Few things are apt to draw an Oklahoman’s attention like the topic of weather. It is not enough to look outside and look at conditions. Weather is a subject to be thoroughly discussed, analyzed and debated.
Thursday afternoon, Amber Wilson, Ardmore Emergency Management director, spoke to the Ardmore Lions Club. Armed with pamphlets and other useful information, Wilson discussed different aspects of weather, and provided advice in dealing with inclement weather.
In keeping with the basics, Wilson discussed the difference between a tornado watch and a tornado warning, and how the city reacts to a tornado warning.
“All tornado watch means is conditions are favorable for a tornado, and be more aware,” she said. “A warning comes when radar or a storm watcher has confirmed there is a tornado in the area. It may not mean for the whole county and it may not include Ardmore.”
Wilson said although Ardmore may be under a warning, she will not sound the siren if the city is clearly out of the path of a tornado, and cited a tornado traveling northeast from the Healdton area as an example.
Residents can take a more proactive approach and purchase their own weather radio. Wilson recommended each household have a radio, as there are times when an outdoor siren may not be the best warning signal.
“An outdoor warning system is not meant to wake up people,” she said.
Wilson said as part of her duties, she works with both the Ardmore police and fire departments. As emergency management director, she is a one-person team, but works with a number of volunteers.
Wilson also discussed several of the programs the city has with the public, including registering a safe room or storm shelter. In case of a significant storm event, the city has each registered shelter logged on GPS, making it easier for first responders to aid a family in case of a need.
For those without shelters, Wilson said it is important to have a plan in place to seek shelter. Neighbors are often the first source of refuge. The city has one community shelter, which is located at the Plainview High School gym. The shelter is best used for those people in particularly vulnerable residences with no place to go.
For others, Wilson recommended sheltering in place as the best option.
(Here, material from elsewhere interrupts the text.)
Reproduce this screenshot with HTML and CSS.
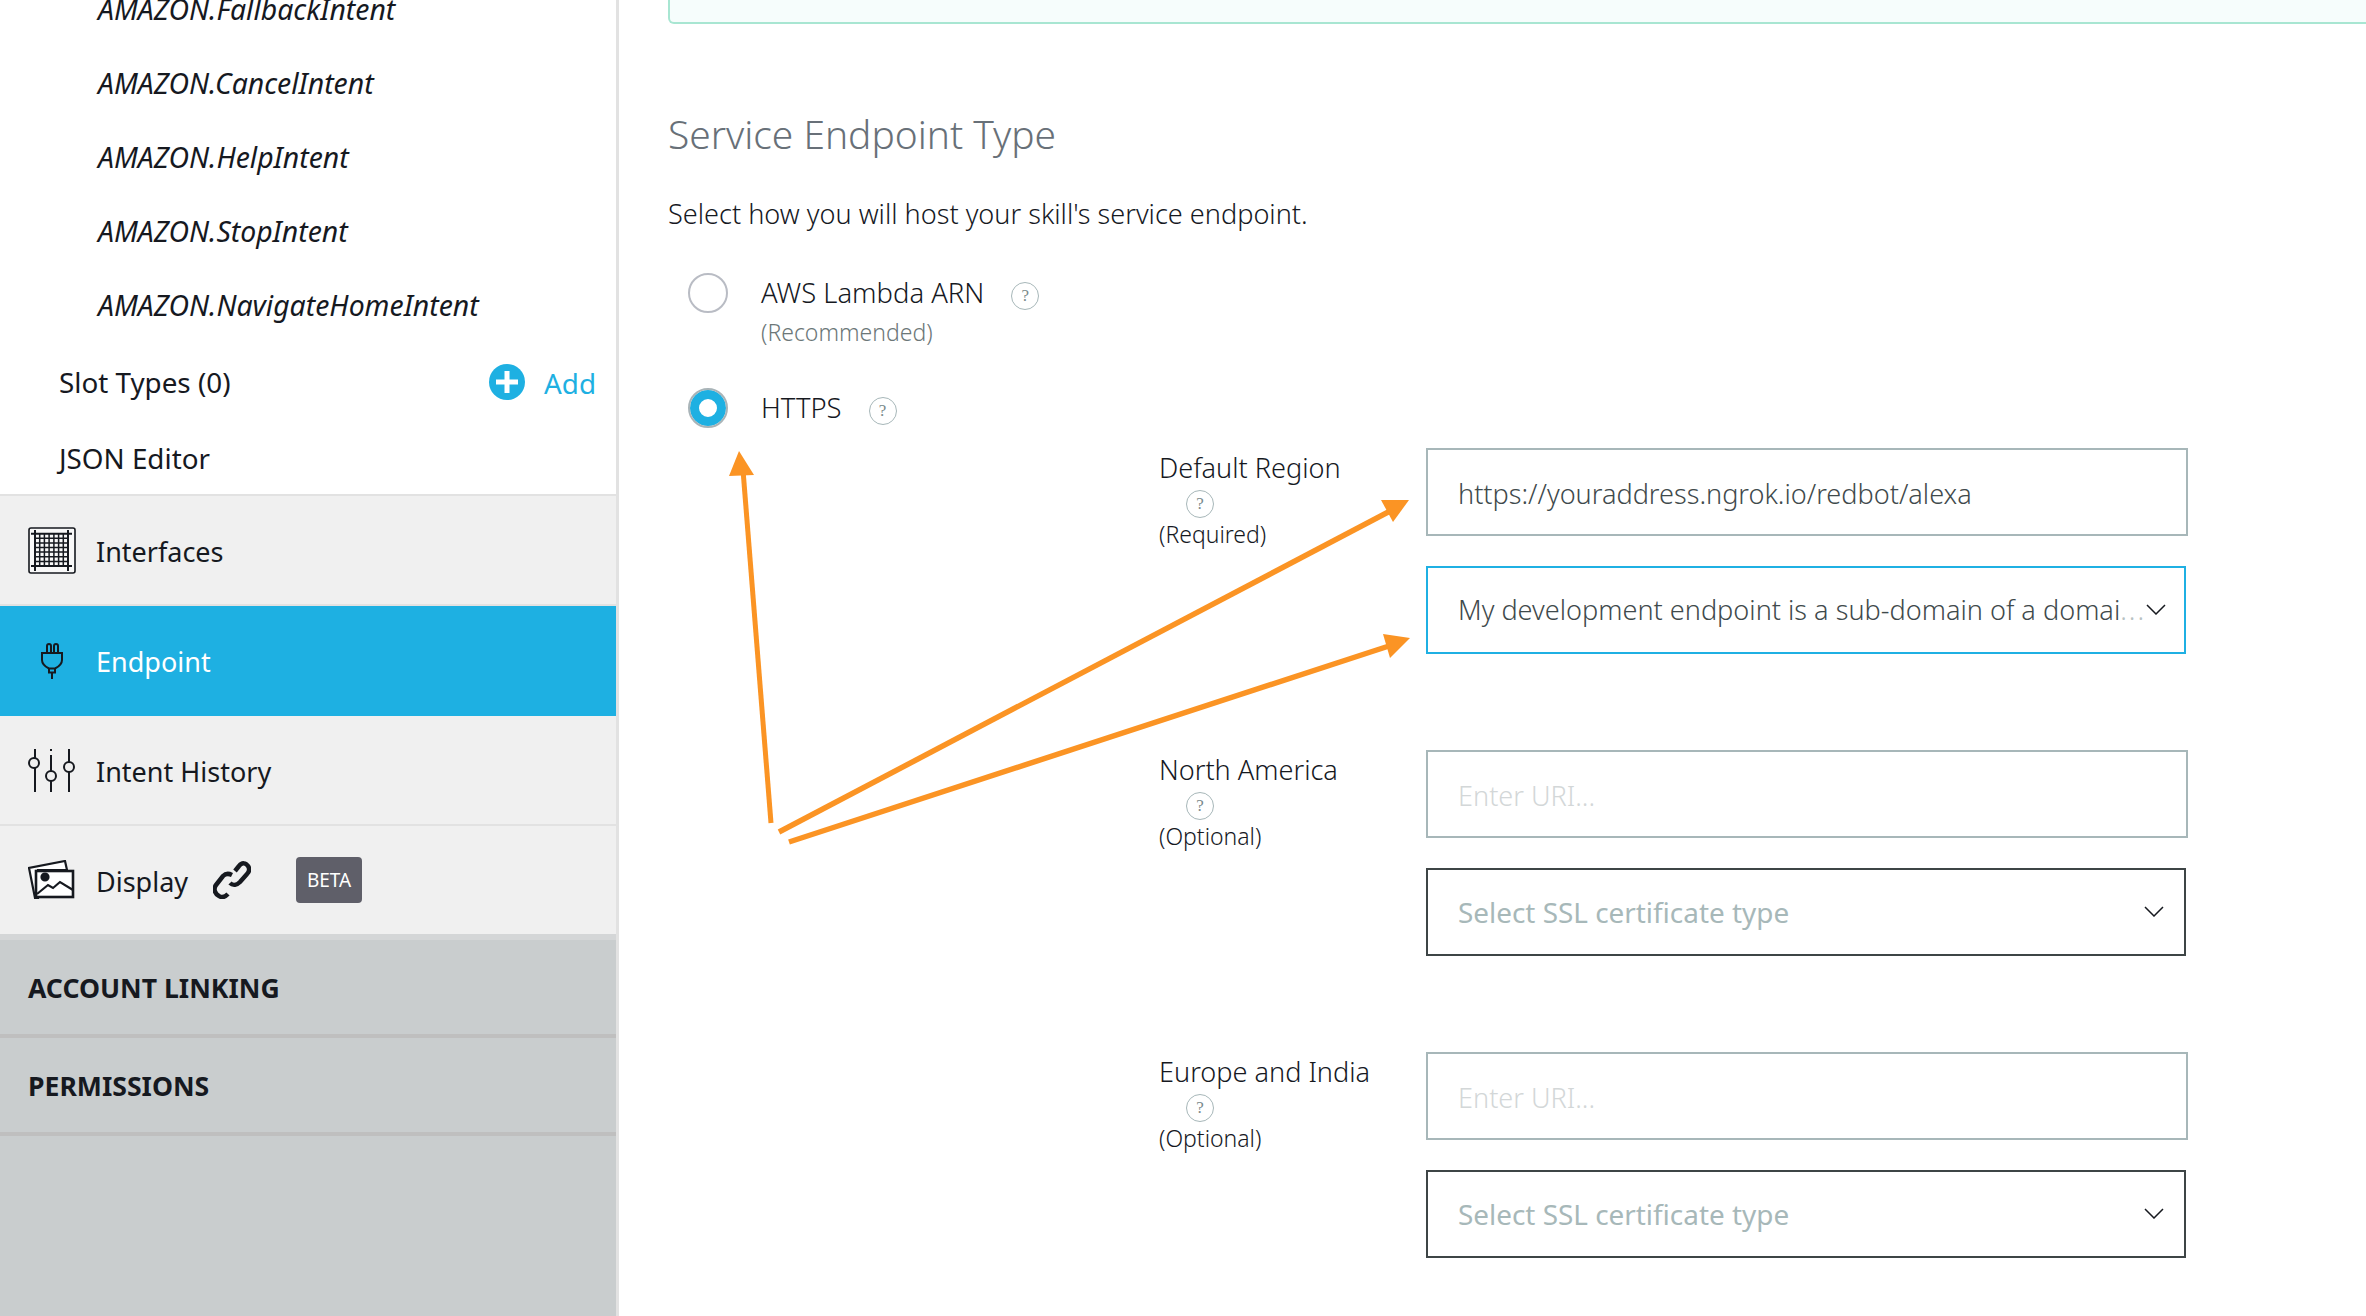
FILE: index.html
```html
<!DOCTYPE html>
<html lang="en">
<head>
    <meta charset="UTF-8">
    <title>Endpoint</title>
    <link rel="stylesheet" href="styles.css">
</head>
<body>
    <div class="sidebar">
        <div class="intent-list">
            <div class="intent">AMAZON.FallbackIntent</div>
            <div class="intent">AMAZON.CancelIntent</div>
            <div class="intent">AMAZON.HelpIntent</div>
            <div class="intent">AMAZON.StopIntent</div>
            <div class="intent">AMAZON.NavigateHomeIntent</div>
        </div>
        <div class="sub-row slot-row">
            <span>Slot Types (0)</span>
            <span class="add-link">
                <svg class="add-icon" viewBox="0 0 36 36"><circle cx="18" cy="18" r="18" fill="#1eb0e2"/><path d="M18 7v22M7 18h22" stroke="#fff" stroke-width="5"/></svg>
                <span>Add</span>
            </span>
        </div>
        <div class="sub-row json-row">JSON Editor</div>

        <div class="nav-row">
            <svg class="nav-icon" width="48" height="47" viewBox="0 0 48 47" fill="none" stroke="#16191f">
                <rect x="1" y="1" width="46" height="45" rx="2" stroke-width="1.600" fill="#f8f8f8"/>
                <path d="M3 6.700h41M3 39h41M7 3v41M40 3v41" stroke-width="2"/>
                <path d="M7 11.300h33M7 15.900h33M7 20.500h33M7 25.100h33M7 29.800h33M7 34.400h33M11.700 7v32M16.400 7v32M21.100 7v32M25.900 7v32M30.600 7v32M35.300 7v32" stroke-width="1.500"/>
            </svg>
            <span class="nav-text">Interfaces</span>
        </div>
        <div class="nav-row nav-row-active">
            <svg class="nav-icon plug-icon" width="48" height="36" viewBox="0 0 48 36" fill="none" stroke="#16191f" stroke-width="2">
                <path d="M19 10V3a2 2 0 0 1 4 0v7M26 10V3a2 2 0 0 1 4 0v7"/>
                <path d="M14 10h20v7c0 4-3 6.500-7 8.500h-6c-4-2-7-4.500-7-8.500z"/>
                <path d="M21 25.500v4h6v-4M24 29.500V36"/>
            </svg>
            <span>Endpoint</span>
        </div>
        <div class="nav-row">
            <svg class="nav-icon" width="48" height="43" viewBox="0 0 48 43" fill="none" stroke="#16191f" stroke-width="2">
                <circle cx="6" cy="14" r="5"/><circle cx="23" cy="27" r="5"/><circle cx="41" cy="18" r="5"/>
                <path d="M7 0v9M7 19v24M23 0v2M23 6v16M23 32v11M41 0v13M41 23v20"/>
            </svg>
            <span class="nav-text">Intent History</span>
        </div>
        <div class="nav-row display-row">
            <svg class="nav-icon" width="48" height="40" viewBox="0 0 48 40" fill="none" stroke="#16191f" stroke-width="2.200">
                <path d="M39 10 37 1 1 8l6 30h3V10z" fill="#fff"/>
                <rect x="8" y="11" width="37" height="26" fill="#fff" stroke-width="2.600"/>
                <circle cx="17" cy="17" r="3.500" fill="#16191f"/>
                <path d="M9 34l11-9 5 3 7-6 13 8"/>
            </svg>
            <span class="nav-text">Display</span>
            <svg class="link-icon" width="38" height="38" viewBox="0 0 38 38" fill="none" stroke="#16191f" stroke-width="4.500">
                <path d="M19 14C15 12 12 13 10 15L3 24C0 28 2 33 6 35C9 37 12 36 15 33"/>
                <path d="M22 10 26 5C29 1 33 2 35 5C37 8 36 11 34 13L27 21C24 24 20 25 17 22"/>
            </svg>
            <span class="beta">BETA</span>
        </div>
        <div class="section-row">ACCOUNT LINKING</div>
        <div class="section-row">PERMISSIONS</div>
    </div>

    <div class="main">
        <div class="alert-box"></div>
        <h2 class="title">Service Endpoint Type</h2>
        <p class="desc">Select how you will host your skill's service endpoint.</p>

        <div class="radio-row">
            <span class="radio"></span>
            <div>
                <div class="radio-label">AWS Lambda ARN <span class="help">?</span></div>
                <div class="radio-note">(Recommended)</div>
            </div>
        </div>
        <div class="radio-row radio-row-https">
            <span class="radio radio-on"></span>
            <div class="radio-label">HTTPS <span class="help">?</span></div>
        </div>

        <div class="regions">
            <div class="region">
                <div class="region-label">
                    <div>Default Region</div>
                    <span class="help help-own">?</span>
                    <div class="region-note">(Required)</div>
                </div>
                <div class="fields">
                    <div class="field">https://youraddress.ngrok.io/redbot/alexa</div>
                    <div class="field field-select field-focus">
                        <span>My development endpoint is a sub-domain of a domai<span class="dots">...</span></span>
                        <svg class="chevron" width="20" height="11" viewBox="0 0 20 11" fill="none" stroke="#16191f" stroke-width="1.500"><path d="M1 1l9 9 9-9"/></svg>
                    </div>
                </div>
            </div>
            <div class="region">
                <div class="region-label">
                    <div>North America</div>
                    <span class="help help-own">?</span>
                    <div class="region-note">(Optional)</div>
                </div>
                <div class="fields">
                    <div class="field field-empty">Enter URI...</div>
                    <div class="field field-select field-placeholder">
                        <span>Select SSL certificate type</span>
                        <svg class="chevron" width="20" height="11" viewBox="0 0 20 11" fill="none" stroke="#16191f" stroke-width="1.500"><path d="M1 1l9 9 9-9"/></svg>
                    </div>
                </div>
            </div>
            <div class="region">
                <div class="region-label">
                    <div>Europe and India</div>
                    <span class="help help-own">?</span>
                    <div class="region-note">(Optional)</div>
                </div>
                <div class="fields">
                    <div class="field field-empty">Enter URI...</div>
                    <div class="field field-select field-placeholder">
                        <span>Select SSL certificate type</span>
                        <svg class="chevron" width="20" height="11" viewBox="0 0 20 11" fill="none" stroke="#16191f" stroke-width="1.500"><path d="M1 1l9 9 9-9"/></svg>
                    </div>
                </div>
            </div>
        </div>

        <svg class="arrows" width="2366" height="1316" viewBox="0 0 2366 1316" fill="#fb9424" stroke="none">
            <path d="M771 823 743 470" stroke="#fb9424" stroke-width="5"/>
            <path d="M739 451 754 475 729 476z"/>
            <path d="M779 832 1392 510" stroke="#fb9424" stroke-width="5.500"/>
            <path d="M1409 500 1393 522 1381 500z"/>
            <path d="M789 842 1392 645" stroke="#fb9424" stroke-width="5.500"/>
            <path d="M1410 638 1390 658 1383 634z"/>
        </svg>
    </div>
</body>
</html>
```

FILE: styles.css
```css
body {
    margin: 0;
    height: 1316px;
    overflow: hidden;
    display: flex;
    background-color: #fff;
    font-family: "Noto Sans", sans-serif;
    color: #16191f;
}

.sidebar {
    width: 616px;
    flex-shrink: 0;
    height: 1316px;
    background-color: #c9cdce;
    border-right: 3px solid #e2e2e2;
    font-size: 27px;
}

.intent-list {
    margin-top: -28px;
    background-color: #fff;
}

.intent {
    height: 74px;
    line-height: 74px;
    padding-left: 98px;
    font-size: 28.400px;
    font-style: italic;
}

.sub-row {
    display: flex;
    align-items: center;
    justify-content: space-between;
    padding-left: 59px;
    padding-right: 20px;
    background-color: #fff;
    font-size: 27.800px;
}

.slot-row {
    height: 80px;
}

.json-row {
    height: 72px;
    border-bottom: 2px solid #e2e2e2;
}

.add-link {
    display: flex;
    align-items: center;
    gap: 19px;
    color: #1eb0e2;
}

.add-link span {
    padding-top: 2px;
}

.add-icon {
    width: 36px;
    height: 36px;
}

.nav-row {
    display: flex;
    align-items: center;
    height: 108px;
    padding-left: 28px;
    background-color: #f0f0f0;
    border-bottom: 2px solid #e2e2e2;
}

.nav-row-active {
    background-color: #1eb0e2;
    color: #fff;
    border-bottom: 0;
    height: 110px;
}

.nav-text {
    padding-top: 2px;
}

.nav-icon {
    flex-shrink: 0;
    margin-right: 20px;
}

.display-row {
    border-bottom: 6px solid #d4d6d7;
}

.link-icon {
    margin-left: 25px;
}

.beta {
    width: 66px;
    height: 46px;
    margin-left: 45px;
    border-radius: 4px;
    background-color: #5f5f69;
    color: #fff;
    font-size: 19px;
    line-height: 46px;
    text-align: center;
}

.section-row {
    height: 94px;
    padding-left: 28px;
    font-size: 26.600px;
    line-height: 96px;
    font-weight: 700;
    border-bottom: 4px solid #bfbfbf;
}

.main {
    flex: 1;
    min-width: 0;
    padding-left: 49px;
    font-weight: 300;
    font-size: 27.100px;
}

.alert-box {
    height: 22px;
    margin-right: -20px;
    border: 2px solid #a8e6d2;
    border-top: 0;
    border-radius: 0 0 6px 6px;
    background-color: #f6fdfc;
}

.title {
    margin: 85px 0 0;
    font-size: 38.900px;
    font-weight: 300;
    line-height: 50px;
    color: #687078;
}

.desc {
    margin: 37px 0 0;
    line-height: 36px;
}

.radio-row {
    display: flex;
    align-items: flex-start;
    gap: 33px;
    margin-top: 41px;
    padding-left: 20px;
}

.radio-row-https {
    margin-top: 39px;
}

.radio {
    width: 40px;
    height: 40px;
    box-sizing: border-box;
    border: 2px solid #b9bcc4;
    border-radius: 50%;
    background-color: #fff;
}

.radio-on {
    border: 2px solid #a9b4b8;
    box-shadow: inset 0 0 0 9px #1eb0e2;
}

.radio-label {
    display: flex;
    align-items: center;
    font-size: 27.400px;
    line-height: 40px;
}

.radio-note {
    margin-top: 2px;
    font-size: 23px;
    line-height: 34px;
    color: #6c7778;
}

.help {
    width: 28px;
    height: 28px;
    box-sizing: border-box;
    margin: 5px 0 0 27px;
    border: 1.500px solid #a7b7b9;
    border-radius: 50%;
    font-family: "Liberation Serif", serif;
    font-size: 17px;
    font-weight: 400;
    line-height: 25px;
    text-align: center;
    color: #7a8a8b;
}

.help-own {
    display: block;
    margin: 2px 0 0 27px;
}

.regions {
    display: flex;
    flex-direction: column;
    gap: 96px;
    margin-top: 20px;
    padding-left: 491px;
}

.region {
    display: grid;
    grid-template-columns: 267px 762px;
}

.region-label {
    line-height: 40px;
}

.region-note {
    font-size: 23px;
    line-height: 33px;
}

.fields {
    display: flex;
    flex-direction: column;
    gap: 30px;
}

.field {
    display: flex;
    align-items: center;
    justify-content: space-between;
    height: 88px;
    box-sizing: border-box;
    padding: 2px 20px 0 30px;
    border: 2px solid #a7b7b9;
    color: #3f4a4c;
    white-space: nowrap;
}

.field-select {
    width: 760px;
    padding: 0 20px 1px 30px;
}

.field-focus {
    border-color: #1fb0e3;
}

.field-empty {
    color: #d3d7d8;
}

.field-placeholder {
    border-color: #3e4546;
    color: #a7b8b9;
    font-size: 27.900px;
    font-weight: 400;
}

.dots {
    color: #b8c2c3;
    letter-spacing: 2px;
}

.chevron {
    flex-shrink: 0;
}

.arrows {
    position: absolute;
    left: 0;
    top: 0;
    pointer-events: none;
}
```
“People need to cover themselves with pillows and blankets to protect themselves from flying debris,” Wilson said.
Wilson said other shelters used to be available, but liability fears as well as damage and other issues at open shelters, have steadily decreased residents’ options.
For those seeking aid to place a shelter at a residence, Wilson said she is currently working on a grant, which would benefit city residents.